Upon termination of this Agreement, all rights granted to Reseller hereunder terminate and Reseller will immediately discontinue the marketing, demonstration and distribution of the Subscriptions, Software and Cloud Services. Upon termination of this Agreement, Reseller will immediately remit to MongoDB any outstanding amounts payable. The termination of this Agreement will not affect any Order Form in effect on the date of expiration or termination.
(a) Independent Contractors. The parties to this Agreement are independent contractors. Neither party nor any of its respective Affiliates is an agent of the other for any purpose, and neither party nor any of its respective Affiliates has the authority to bind the other party. This Agreement does not create a partnership, agency relationship or joint venture between the parties or any third parties. This Agreement does not create any third-party beneficiary rights in any third party.
(b) Assignment. Any assignment of this Agreement by you, without our prior written consent will be null and void, except an assignment to an Affiliate or in connection with a merger or sale of all or substantially all of your assets or stock, provided that you may not transfer this Agreement to an Affiliate that is a competitor of ours without our prior written consent.

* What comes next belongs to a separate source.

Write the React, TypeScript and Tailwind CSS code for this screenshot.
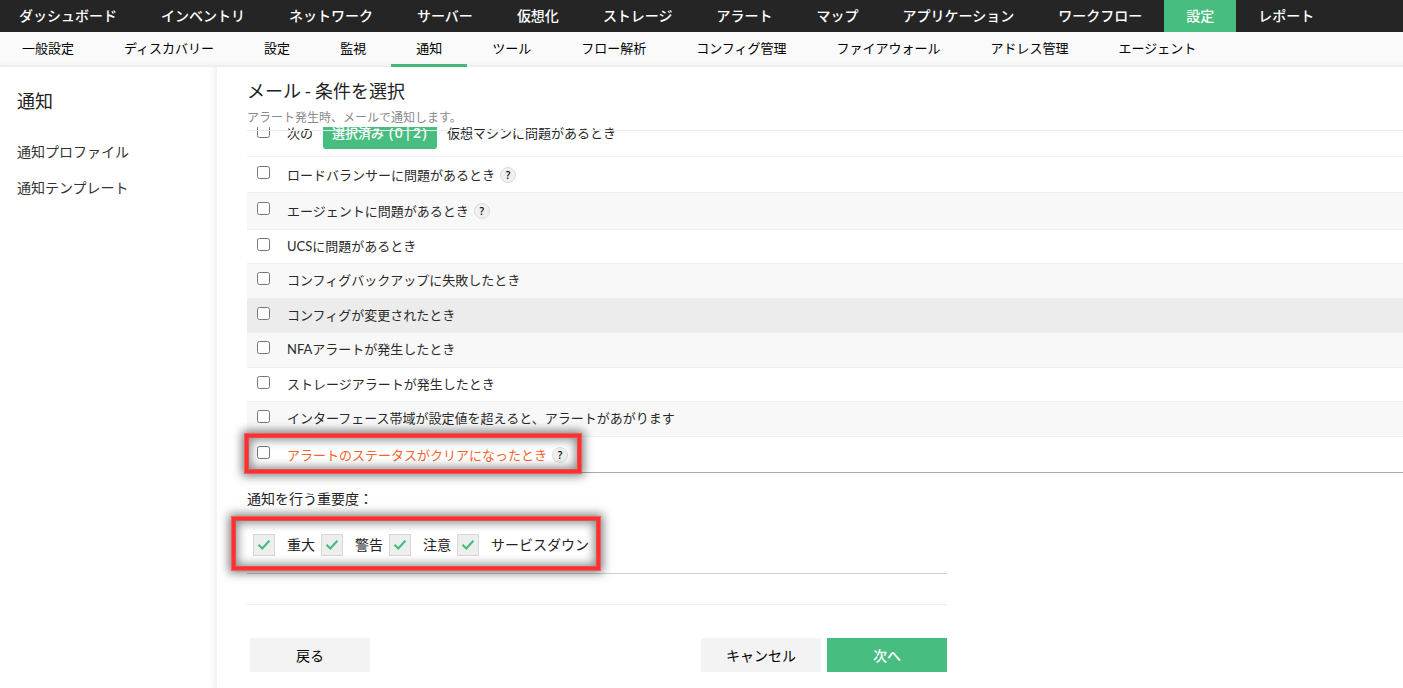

(c) Waiver and Amendment. A party’s failure to enforce any provision of this Agreement will not constitute a present or future waiver of such provision, or limit our right to enforce such provision at a later time. If any provision of this Agreement is unenforceable, that provision will be modified to render it unenforceable to the extent possible to effect the parties’ intention and the remaining provisions will not be affected. The parties may amend this Agreement only in a written amendment signed by both parties.
(d) Entire Agreement. Neither party has entered into this Agreement in reliance on any representations or warranties other than those expressly set forth in this Agreement or in an applicable Order Form. If any conflict exists between the provisions in this Agreement and any Order Form, the Order Form controls, and if any conflict exists between this Agreement and any addenda, exhibit or other agreement, this Agreement controls. A purchase order is for convenience only and any terms that govern the purchase order are of no effect. This Agreement, any addenda or exhibits, and any Order Form comprise the parties’ entire agreement relating to the subject matter of this Agreement, and supersedes all prior or contemporaneous representations, understandings, agreements, or communications between you and us, whether written or oral, regarding the subject matter of this Agreement.
(e) Notice and Communications. Notices under this Agreement will be in writing and effective on the delivery date. The parties will deliver notices by (a) email, in the case of MongoDB to email@example.com and, in the case of Reseller to the email address set forth on your most recent Order Form or (b) personal delivery or courier to the address of the other party set forth on Reseller's most recent Order Form. All communications you send us must be in English.
(f) Choice of Law; Consent to Jurisdiction. If Reseller is located in North or South America, New York law governs this Agreement, excluding any applicable conflict of laws rules or principles, and the parties agree to the exclusive jurisdiction of the courts in New York, New York. If Reseller is located elsewhere, the law of England and Wales governs this Agreement, and the parties agree to the exclusive jurisdiction of the courts in London, England. We may seek injunctive or other relief in any court of competent jurisdiction for any actual or alleged infringement of our proprietary rights. The United Nations Convention for the International Sale of Goods does not apply to this Agreement.
(g) Reliance Reseller's entry into this Agreement is not contigent on, and Reseller has not relied on, the delivery of any future functionality, regardless of any communication about our products. Neither party will be liable for failures or delays in performance due to causes beyond its reasonable control.